▶ DATASET EXCERPT

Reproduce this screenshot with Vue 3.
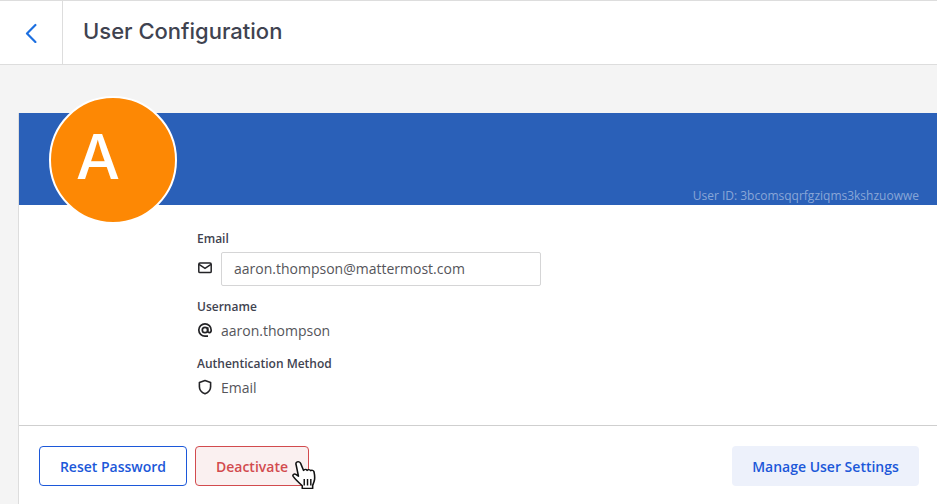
<script setup>
const fields = [
  { label: 'Username', value: 'aaron.thompson', icon: 'at' },
  { label: 'Authentication Method', value: 'Email', icon: 'shield' },
]
</script>

<template>
  <div class="page">
    <header class="topbar">
      <div class="back">
        <svg width="14" height="20" viewBox="0 0 14 20" fill="none">
          <path d="M11.400 2 3 10.500l8.400 8.500" stroke="#1c6fe0" stroke-width="2.200" stroke-linecap="round" stroke-linejoin="round" />
        </svg>
      </div>
      <h1 class="title">User Configuration</h1>
    </header>

    <main class="content">
      <section class="card">
        <div class="banner">
          <div class="avatar">A</div>
          <span class="user-id">User ID: 3bcomsqqrfgziqms3kshzuowwe</span>
        </div>

        <div class="details">
          <div class="label">Email</div>
          <div class="row email-row">
            <svg class="icon" width="16" height="16" viewBox="0 0 16 16" fill="none">
              <rect x="1.800" y="3" width="12.400" height="9.600" rx="1.200" stroke="#232326" stroke-width="1.500" />
              <path d="M2 4.400 8 8.300l6-3.900" stroke="#232326" stroke-width="1.500" />
            </svg>
            <div class="input">aaron.thompson@mattermost.com</div>
          </div>

          <template v-for="f in fields" :key="f.label">
            <div class="label">{{ f.label }}</div>
            <div class="row">
              <svg v-if="f.icon === 'at'" class="icon" width="16" height="16" viewBox="0 0 16 16" fill="none">
                <circle cx="8" cy="8" r="2.700" stroke="#232326" stroke-width="1.700" />
                <path d="M10.700 5.300v3.600c0 2.300 3.500 2.300 3.500-.7C14.200 4.600 11.400 1.800 8 1.800S1.800 4.600 1.800 8s2.800 6.200 6.200 6.200h3" stroke="#232326" stroke-width="1.700" />
              </svg>
              <svg v-else class="icon" width="16" height="16" viewBox="0 0 16 16" fill="none">
                <path d="M8 1.500 13.600 3.500v4.300c0 3.400-2.400 5.800-5.600 7-3.200-1.200-5.600-3.600-5.600-7V3.500Z" stroke="#232326" stroke-width="1.600" stroke-linejoin="round" />
              </svg>
              <span class="value">{{ f.value }}</span>
            </div>
          </template>
        </div>

        <footer class="actions">
          <button class="btn outline">Reset Password</button>
          <button class="btn danger">Deactivate</button>
          <button class="btn soft">Manage User Settings</button>
          <svg class="cursor" width="25" height="28" viewBox="1.500 1 19 24" preserveAspectRatio="none">
            <path d="M5.500 1.800c1.200-.5 2.200.2 2.600 1.300l2.200 6c.4-1.200 2.200-1.200 2.700 0 .5-1 2.200-1 2.700.2.700-.7 2.200-.4 2.500.9.500 2.600.9 5.300.2 8l-1.200 3.800v2.500H9.300v-2.300c-2.500-2.500-5-5.100-6.900-8-.7-1.200.6-2.600 2-1.700l2 1.500L4.600 4.200c-.3-1 0-2 .9-2.400Z" fill="#fff" stroke="#111" stroke-width="1.200" stroke-linejoin="round" />
            <path d="M10.800 16.500v5.500M13.300 16.500v5.500M15.800 16.500v5.500" stroke="#111" stroke-width="1.100" fill="none" />
          </svg>
        </footer>
      </section>
    </main>
  </div>
</template>

<style scoped>
.page {
  width: 937px;
  height: 504px;
  overflow: hidden;
  display: flex;
  flex-direction: column;
  background: #f4f4f4;
  font-family: "Open Sans", "Liberation Sans", sans-serif;
  color: #3d3c40;
}
.topbar {
  height: 65px;
  box-sizing: border-box;
  flex: none;
  display: flex;
  align-items: stretch;
  background: #fff;
  border-top: 1px solid #dddddd;
  border-bottom: 1px solid #dddddd;
}
.back {
  width: 63px;
  box-sizing: border-box;
  border-right: 1px solid #dddddd;
  display: flex;
  align-items: center;
  justify-content: center;
  padding-right: 1px;
}
.title {
  margin: 0 0 3px 20px;
  align-self: center;
  font-family: "Inter", "Open Sans", sans-serif;
  font-size: 22px;
  font-weight: 500;
  color: #3f4350;
}
.content {
  flex: 1;
  padding: 48px 0 0 18px;
  min-height: 0;
}
.card {
  background: #fff;
  border-left: 1px solid #dddddd;
  height: 391px;
  display: flex;
  flex-direction: column;
}
.banner {
  position: relative;
  height: 92px;
  flex: none;
  background: #2a60b8;
}
.avatar {
  position: absolute;
  left: 30px;
  top: -17px;
  width: 128px;
  height: 128px;
  box-sizing: border-box;
  border: 2px solid #fff;
  border-radius: 50%;
  background: #fd8804;
  color: #fff;
  font-family: "Inter", sans-serif;
  font-size: 62px;
  font-weight: 500;
  display: flex;
  align-items: center;
  justify-content: center;
  padding-bottom: 7px;
  padding-right: 30px;
}
.user-id {
  position: absolute;
  right: 18px;
  bottom: 1px;
  font-size: 12px;
  line-height: 16px;
  color: rgba(255, 255, 255, 0.45);
}
.details {
  flex: 1;
  padding: 26px 0 0 178px;
}
.label {
  font-size: 12px;
  line-height: 16px;
  font-weight: 600;
  color: #3f4350;
  margin-bottom: 4px;
}
.row {
  display: flex;
  align-items: center;
  height: 24px;
  margin-bottom: 13px;
  font-size: 14px;
}
.email-row {
  height: 34px;
  margin-top: 5px;
}
.icon {
  flex: none;
  margin-right: 8px;
  margin-top: -2px;
}
.email-row .icon { margin-top: -3px; }
.input {
  width: 320px;
  height: 34px;
  box-sizing: border-box;
  border: 1px solid #d5d5d6;
  border-radius: 2px;
  padding-left: 12px;
  line-height: 32px;
  color: #55555a;
}
.value {
  color: #55555a;
  margin-top: -2px;
}
.actions {
  position: relative;
  flex: none;
  height: 79px;
  box-sizing: border-box;
  border-top: 1px solid #cfcfcf;
  padding: 20px 18px 0 20px;
  display: flex;
  align-items: flex-start;
  gap: 8px;
}
.btn {
  height: 40px;
  box-sizing: border-box;
  border-radius: 4px;
  font-family: "Open Sans", sans-serif;
  font-size: 14px;
  font-weight: 600;
  padding: 0;
}
.outline {
  width: 148px;
  background: #fff;
  border: 1px solid #1c58d9;
  color: #1c58d9;
}
.danger {
  width: 114px;
  background: #faf0f0;
  border: 1px solid #d24b4e;
  color: #d24b4e;
}
.soft {
  width: 187px;
  margin-left: auto;
  background: #edf1fb;
  border: 0;
  color: #1c58d9;
}
.cursor {
  position: absolute;
  left: 273px;
  top: 35px;
}
</style>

▶ YOUR OBJECTIVE
Restate the data above word for word. Do not include the images.

▶ COMPLETED TASK
Reproduce this screenshot with Vue 3.
<script setup>
const fields = [
  { label: 'Username', value: 'aaron.thompson', icon: 'at' },
  { label: 'Authentication Method', value: 'Email', icon: 'shield' },
]
</script>

<template>
  <div class="page">
    <header class="topbar">
      <div class="back">
        <svg width="14" height="20" viewBox="0 0 14 20" fill="none">
          <path d="M11.400 2 3 10.500l8.400 8.500" stroke="#1c6fe0" stroke-width="2.200" stroke-linecap="round" stroke-linejoin="round" />
        </svg>
      </div>
      <h1 class="title">User Configuration</h1>
    </header>

    <main class="content">
      <section class="card">
        <div class="banner">
          <div class="avatar">A</div>
          <span class="user-id">User ID: 3bcomsqqrfgziqms3kshzuowwe</span>
        </div>

        <div class="details">
          <div class="label">Email</div>
          <div class="row email-row">
            <svg class="icon" width="16" height="16" viewBox="0 0 16 16" fill="none">
              <rect x="1.800" y="3" width="12.400" height="9.600" rx="1.200" stroke="#232326" stroke-width="1.500" />
              <path d="M2 4.400 8 8.300l6-3.900" stroke="#232326" stroke-width="1.500" />
            </svg>
            <div class="input">aaron.thompson@mattermost.com</div>
          </div>

          <template v-for="f in fields" :key="f.label">
            <div class="label">{{ f.label }}</div>
            <div class="row">
              <svg v-if="f.icon === 'at'" class="icon" width="16" height="16" viewBox="0 0 16 16" fill="none">
                <circle cx="8" cy="8" r="2.700" stroke="#232326" stroke-width="1.700" />
                <path d="M10.700 5.300v3.600c0 2.300 3.500 2.300 3.500-.7C14.200 4.600 11.400 1.800 8 1.800S1.800 4.600 1.800 8s2.800 6.200 6.200 6.200h3" stroke="#232326" stroke-width="1.700" />
              </svg>
              <svg v-else class="icon" width="16" height="16" viewBox="0 0 16 16" fill="none">
                <path d="M8 1.500 13.600 3.500v4.300c0 3.400-2.400 5.800-5.600 7-3.200-1.200-5.600-3.600-5.600-7V3.500Z" stroke="#232326" stroke-width="1.600" stroke-linejoin="round" />
              </svg>
              <span class="value">{{ f.value }}</span>
            </div>
          </template>
        </div>

        <footer class="actions">
          <button class="btn outline">Reset Password</button>
          <button class="btn danger">Deactivate</button>
          <button class="btn soft">Manage User Settings</button>
          <svg class="cursor" width="25" height="28" viewBox="1.500 1 19 24" preserveAspectRatio="none">
            <path d="M5.500 1.800c1.200-.5 2.200.2 2.600 1.300l2.200 6c.4-1.200 2.200-1.200 2.700 0 .5-1 2.200-1 2.700.2.700-.7 2.200-.4 2.500.9.500 2.600.9 5.300.2 8l-1.200 3.800v2.500H9.300v-2.300c-2.500-2.500-5-5.100-6.900-8-.7-1.200.6-2.600 2-1.700l2 1.500L4.600 4.200c-.3-1 0-2 .9-2.400Z" fill="#fff" stroke="#111" stroke-width="1.200" stroke-linejoin="round" />
            <path d="M10.800 16.500v5.500M13.300 16.500v5.500M15.800 16.500v5.500" stroke="#111" stroke-width="1.100" fill="none" />
          </svg>
        </footer>
      </section>
    </main>
  </div>
</template>

<style scoped>
.page {
  width: 937px;
  height: 504px;
  overflow: hidden;
  display: flex;
  flex-direction: column;
  background: #f4f4f4;
  font-family: "Open Sans", "Liberation Sans", sans-serif;
  color: #3d3c40;
}
.topbar {
  height: 65px;
  box-sizing: border-box;
  flex: none;
  display: flex;
  align-items: stretch;
  background: #fff;
  border-top: 1px solid #dddddd;
  border-bottom: 1px solid #dddddd;
}
.back {
  width: 63px;
  box-sizing: border-box;
  border-right: 1px solid #dddddd;
  display: flex;
  align-items: center;
  justify-content: center;
  padding-right: 1px;
}
.title {
  margin: 0 0 3px 20px;
  align-self: center;
  font-family: "Inter", "Open Sans", sans-serif;
  font-size: 22px;
  font-weight: 500;
  color: #3f4350;
}
.content {
  flex: 1;
  padding: 48px 0 0 18px;
  min-height: 0;
}
.card {
  background: #fff;
  border-left: 1px solid #dddddd;
  height: 391px;
  display: flex;
  flex-direction: column;
}
.banner {
  position: relative;
  height: 92px;
  flex: none;
  background: #2a60b8;
}
.avatar {
  position: absolute;
  left: 30px;
  top: -17px;
  width: 128px;
  height: 128px;
  box-sizing: border-box;
  border: 2px solid #fff;
  border-radius: 50%;
  background: #fd8804;
  color: #fff;
  font-family: "Inter", sans-serif;
  font-size: 62px;
  font-weight: 500;
  display: flex;
  align-items: center;
  justify-content: center;
  padding-bottom: 7px;
  padding-right: 30px;
}
.user-id {
  position: absolute;
  right: 18px;
  bottom: 1px;
  font-size: 12px;
  line-height: 16px;
  color: rgba(255, 255, 255, 0.45);
}
.details {
  flex: 1;
  padding: 26px 0 0 178px;
}
.label {
  font-size: 12px;
  line-height: 16px;
  font-weight: 600;
  color: #3f4350;
  margin-bottom: 4px;
}
.row {
  display: flex;
  align-items: center;
  height: 24px;
  margin-bottom: 13px;
  font-size: 14px;
}
.email-row {
  height: 34px;
  margin-top: 5px;
}
.icon {
  flex: none;
  margin-right: 8px;
  margin-top: -2px;
}
.email-row .icon { margin-top: -3px; }
.input {
  width: 320px;
  height: 34px;
  box-sizing: border-box;
  border: 1px solid #d5d5d6;
  border-radius: 2px;
  padding-left: 12px;
  line-height: 32px;
  color: #55555a;
}
.value {
  color: #55555a;
  margin-top: -2px;
}
.actions {
  position: relative;
  flex: none;
  height: 79px;
  box-sizing: border-box;
  border-top: 1px solid #cfcfcf;
  padding: 20px 18px 0 20px;
  display: flex;
  align-items: flex-start;
  gap: 8px;
}
.btn {
  height: 40px;
  box-sizing: border-box;
  border-radius: 4px;
  font-family: "Open Sans", sans-serif;
  font-size: 14px;
  font-weight: 600;
  padding: 0;
}
.outline {
  width: 148px;
  background: #fff;
  border: 1px solid #1c58d9;
  color: #1c58d9;
}
.danger {
  width: 114px;
  background: #faf0f0;
  border: 1px solid #d24b4e;
  color: #d24b4e;
}
.soft {
  width: 187px;
  margin-left: auto;
  background: #edf1fb;
  border: 0;
  color: #1c58d9;
}
.cursor {
  position: absolute;
  left: 273px;
  top: 35px;
}
</style>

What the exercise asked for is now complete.